Who is buried in St. Peter's Basilica?
St. Peter's contains over 100 tombs, including those of 91 popes. Notable non-papal burials include Queen Christina of Sweden, Countess Matilda of Tuscany, Holy Roman Emperor Otto II, composer Giovanni Pierluigi da Palestrina, and members of the exiled House of Stuart. The most recent interment was Pope Benedict XVI, on the 5th of January 2023.
Who designed the dome of St. Peter's Basilica?
The dome was principally conceived by Michelangelo, who redesigned it in 1547 as an ovoid structure with two brick shells and sixteen outer stone ribs. He died in 1564 with only the drum complete. Giacomo della Porta, working with Domenico Fontana under Pope Sixtus V, brought the dome to completion in 1590.
What is the baldacchino inside St. Peter's Basilica?

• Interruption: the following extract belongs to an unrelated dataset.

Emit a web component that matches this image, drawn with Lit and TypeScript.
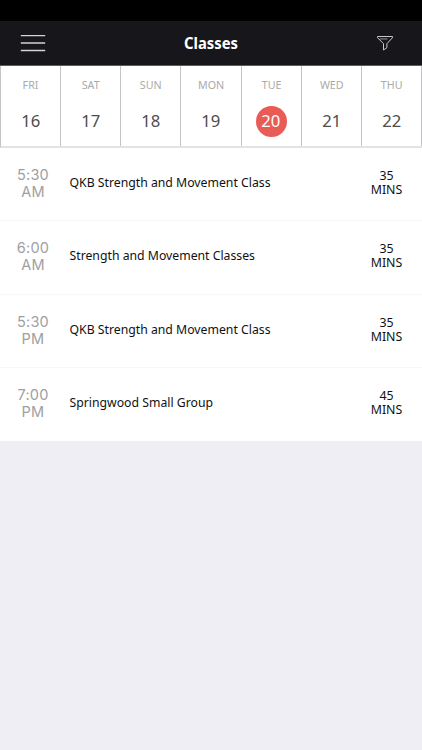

The baldacchino is a bronze canopy 28.74 metres tall designed by Gian Lorenzo Bernini, which stands beneath the dome and directly above the papal altar. Its four twisted columns were modelled on ancient columns from Constantine's original basilica, themselves said to reference the columns of the Temple of Jerusalem. It is claimed to be the largest freestanding bronze object in the world.
How did the fundraising for St. Peter's Basilica contribute to the Protestant Reformation?
To help finance construction, Albrecht, Archbishop of Mainz and Magdeburg, promoted the sale of indulgences and appointed the Dominican preacher Johann Tetzel to carry out the campaign. Tetzel's aggressive salesmanship provoked a scandal that became one of the direct triggers of the Protestant Reformation.